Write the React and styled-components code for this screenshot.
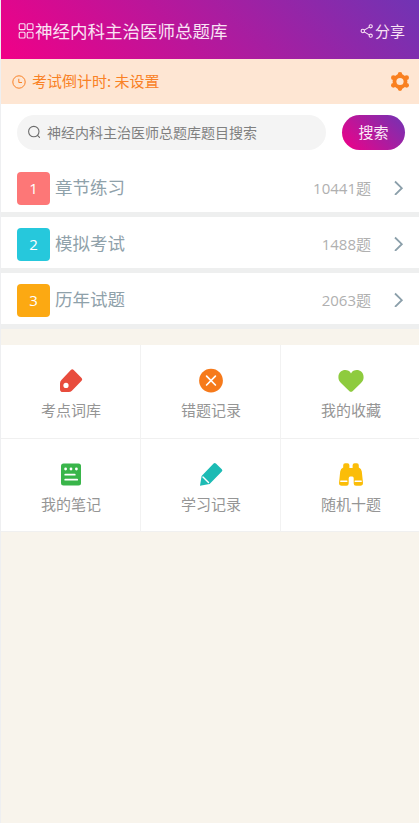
import React from 'react';
import styled, { createGlobalStyle } from 'styled-components';

const GlobalStyle = createGlobalStyle`
  * {
    box-sizing: border-box;
  }

  body {
    margin: 0;
    background: #f8f4ec;
    font-family: "Noto Sans CJK SC", sans-serif;
    font-size: 15px;
  }
`;

const Page = styled.div`
  min-height: 100vh;
  border-left: 1px solid #eeeff1;
  background: #f8f4ec;
`;

const Header = styled.header`
  display: flex;
  align-items: center;
  justify-content: space-between;
  height: 59px;
  padding: 2px 14px 0 17px;
  background: linear-gradient(45deg, #f10087 0%, #7034b4 100%);
  color: #f9e3f4;
`;

const Title = styled.h1`
  display: flex;
  align-items: center;
  gap: 1px;
  margin: 0;
  font-size: 17.5px;
  font-weight: 400;
  line-height: 26px;
`;

const Share = styled.div`
  display: flex;
  align-items: center;
  gap: 1px;
  line-height: 22px;
`;

const Notice = styled.div`
  display: flex;
  align-items: center;
  height: 45px;
  padding: 0 9px 0 11px;
  background: #fee6d3;
  color: #f98125;
`;

const NoticeText = styled.span`
  flex: 1;
  margin: 0 0 2px 6px;
  line-height: 22px;
`;

const SearchBar = styled.div`
  display: flex;
  align-items: center;
  justify-content: space-between;
  height: 57px;
  padding: 0 14px 0 16px;
  background: #fff;
`;

const SearchField = styled.div`
  display: flex;
  align-items: center;
  gap: 5px;
  width: 309px;
  height: 35px;
  padding-left: 10px;
  border-radius: 18px;
  background: #f4f4f4;
`;

const Placeholder = styled.span`
  margin-bottom: 2px;
  color: #808080;
  font-size: 14px;
  line-height: 20px;
`;

const SearchButton = styled.button`
  width: 63px;
  height: 35px;
  padding: 0 0 2px;
  border: none;
  border-radius: 18px;
  background: linear-gradient(45deg, #f10087 0%, #7034b4 100%);
  color: #fbeaf7;
  font-family: inherit;
  font-size: 15px;
`;

const Row = styled.div`
  display: flex;
  align-items: center;
  height: 56px;
  padding: 0 14px 0 16px;
  border-bottom: 5px solid #eeefef;
  background: #fff;
`;

const Badge = styled.span`
  width: 33px;
  height: 33px;
  margin-top: 3px;
  border-radius: 4px;
  background: ${(props) => props.$color};
  color: #fff;
  font-family: "Open Sans", sans-serif;
  line-height: 33px;
  text-align: center;
`;

const RowLabel = styled.span`
  flex: 1;
  margin-left: 5px;
  color: #8fa1aa;
  font-size: 17.5px;
  line-height: 26px;
`;

const Count = styled.span`
  margin: 3px 22px 0 0;
  color: #b0b0b0;
  font-family: "Open Sans", "Noto Sans CJK SC", sans-serif;
  line-height: 22px;
`;

const Grid = styled.div`
  display: grid;
  grid-template-columns: 140px 140px 1fr;
  margin-top: 16px;
`;

const Cell = styled.div`
  display: flex;
  flex-direction: column;
  align-items: center;
  height: 93.5px;
  padding: 23px 0 0 1px;
  border-bottom: 1px solid #f0f0f0;
  border-right: 1px solid #f2f2f2;
  background: #fff;
  color: #959595;

  &:nth-child(3n) {
    padding-left: 2px;
    border-right: none;
  }
`;

const CellLabel = styled.span`
  margin-top: 5px;
  line-height: 22px;
`;

const AppsIcon = () => (
  <svg width="16" height="16" viewBox="0 0 16 16" fill="none" stroke="currentColor" strokeWidth="1.1">
    <rect x="1.2" y=".8" width="5.8" height="5.8" rx="1" />
    <rect x="9.2" y=".8" width="5.8" height="5.8" rx="1" />
    <rect x="1.2" y="9.2" width="5.8" height="5.8" rx="1" />
    <rect x="9.2" y="9.2" width="5.8" height="5.8" rx="1" />
  </svg>
);

const ShareIcon = () => (
  <svg width="14" height="14" viewBox="0 0 14 14" fill="none" stroke="currentColor" strokeWidth="1.1">
    <circle cx="2.8" cy="7" r="1.7" />
    <circle cx="10.7" cy="2.3" r="1.6" />
    <circle cx="10.7" cy="11.7" r="1.6" />
    <path d="M4.3 6.1 9.3 3.1M4.3 7.9l5 3" />
  </svg>
);

const ClockIcon = () => (
  <svg width="14" height="14" viewBox="0 0 14 14" fill="none" stroke="currentColor" strokeWidth="1">
    <circle cx="7" cy="7" r="6.2" />
    <path d="M6.8 3.8v3.7h3.2" />
  </svg>
);

const GearIcon = () => (
  <svg width="20" height="20" viewBox="0 0 20 20">
    <g fill="#f98020">
      <circle cx="10" cy="9.5" r="7.4" />
      <circle cx="10" cy="2.4" r="2.3" />
      <circle cx="10" cy="16.6" r="2.3" />
      <circle cx="3.4" cy="5.7" r="2.4" />
      <circle cx="16.6" cy="5.7" r="2.4" />
      <circle cx="3.4" cy="13.300" r="2.4" />
      <circle cx="16.6" cy="13.300" r="2.4" />
    </g>
    <circle cx="10" cy="9.5" r="3.6" fill="#fee6d3" />
  </svg>
);

const SearchIcon = () => (
  <svg width="15" height="15" viewBox="0 0 15 15" fill="none" stroke="#6c6c6c" strokeWidth="1.1" strokeLinecap="round">
    <circle cx="6.8" cy="6.6" r="5.2" />
    <path d="m10.5 10.4 2 2" />
  </svg>
);

const ArrowIcon = () => (
  <svg width="12" height="16" viewBox="0 0 12 16" fill="none" stroke="#8b9faa" strokeWidth="1.8">
    <path d="m2 2.5 6.8 6.7L2 15.9" />
  </svg>
);

const TagIcon = () => (
  <svg width="26" height="26" viewBox="0 0 26 26">
    <path
      d="M12.8 2q1.5-1.3 2.9 0l7.9 8q1.3 1.4 0 2.8l-9.7 9.9q-1.3 1.3-3.1 1.3H4.8Q2 24 2 21.2v-5.8q0-2 1.4-3.4Z"
      fill="#e84c3d"
    />
    <circle cx="8" cy="17.4" r="2.6" fill="#fff" />
  </svg>
);

const WrongIcon = () => (
  <svg width="26" height="26" viewBox="0 0 26 26">
    <circle cx="13" cy="12.6" r="11.9" fill="#f67a1b" />
    <path d="m8.6 8.2 8.8 8.8m0-8.8-8.8 8.8" stroke="#fff" strokeWidth="1.7" strokeLinecap="round" />
  </svg>
);

const HeartIcon = () => (
  <svg width="26" height="26" viewBox="0 0 26 26">
    <path
      d="M13 5.4C16-.2 25.6 1.4 25.6 9.2c0 2.4-1 4.1-2.6 5.7l-8.2 8.1q-1.8 1.7-3.6 0L3 14.9C1.4 13.3.4 11.6.4 9.2.4 1.4 10-.2 13 5.4Z"
      fill="#8ecb3e"
    />
  </svg>
);

const NoteIcon = () => (
  <svg width="26" height="26" viewBox="0 0 26 26">
    <rect x="3" y="1.5" width="20" height="22" rx="2.5" fill="#39b54a" />
    <g fill="#fff">
      <circle cx="7.6" cy="7" r="1.4" />
      <circle cx="13" cy="7" r="1.4" />
      <circle cx="18.4" cy="7" r="1.4" />
    </g>
    <path d="M7.2 12.7h9.6M7.2 17.7h12" stroke="#fff" strokeWidth="1.7" strokeLinecap="round" />
  </svg>
);

const PencilIcon = () => (
  <svg width="26" height="26" viewBox="0 0 26 26">
    <path d="M15.6 1.6q1.1-1.1 2.3 0l5.9 5.6q1.2 1.2 0 2.4L11.6 21.9 2 23.7l1.6-9.7Z" fill="#1cbbb4" />
    <path d="m5 14.9 5.5 5.5" stroke="#fff" strokeWidth="1.4" strokeLinecap="round" />
  </svg>
);

const BinocularsIcon = () => (
  <svg width="26" height="26" viewBox="0 0 26 26">
    <path
      d="M7.2 1.3h2.2q2 0 2 2v2.8h3.2V3.3q0-2 2-2h2.2q2 0 2 2v2.2q2.6 1 3 4l1.2 11.5q0 2.7-2.7 2.7h-4.3q-2.3 0-2.3-2.3v-5.2q0-1.800-1.400-1.800h-2.200q-1.400 0-1.400 1.800v5.200q0 2.300-2.300 2.300H3.700Q1 23.700 1 21L2.200 9.500q.4-3 3-4V3.300q0-2 2-2Z"
      fill="#fbbd08"
    />
    <path d="M2.8 19.2h6M17.2 19.2h6" stroke="#fff" strokeWidth="1.5" strokeLinecap="round" />
  </svg>
);

const sections = [
  { label: '章节练习', count: 10441, color: '#fd7777' },
  { label: '模拟考试', count: 1488, color: '#26c8dc' },
  { label: '历年试题', count: 2063, color: '#fca912' },
];

const tools = [
  { label: '考点词库', Icon: TagIcon },
  { label: '错题记录', Icon: WrongIcon },
  { label: '我的收藏', Icon: HeartIcon },
  { label: '我的笔记', Icon: NoteIcon },
  { label: '学习记录', Icon: PencilIcon },
  { label: '随机十题', Icon: BinocularsIcon },
];

function App() {
  return (
    <Page>
      <GlobalStyle />
      <Header>
        <Title>
          <AppsIcon />
          神经内科主治医师总题库
        </Title>
        <Share>
          <ShareIcon />
          分享
        </Share>
      </Header>

      <Notice>
        <ClockIcon />
        <NoticeText>考试倒计时: 未设置</NoticeText>
        <GearIcon />
      </Notice>

      <SearchBar>
        <SearchField>
          <SearchIcon />
          <Placeholder>神经内科主治医师总题库题目搜索</Placeholder>
        </SearchField>
        <SearchButton>搜索</SearchButton>
      </SearchBar>

      {sections.map(({ label, count, color }, index) => (
        <Row key={label}>
          <Badge $color={color}>{index + 1}</Badge>
          <RowLabel>{label}</RowLabel>
          <Count>{count}题</Count>
          <ArrowIcon />
        </Row>
      ))}

      <Grid>
        {tools.map(({ label, Icon }) => (
          <Cell key={label}>
            <Icon />
            <CellLabel>{label}</CellLabel>
          </Cell>
        ))}
      </Grid>
    </Page>
  );
}

export default App;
# # # # # # #
Exercise objective
Note how many lines in the material hold the word "components", and give that number with nothing added.

Result
2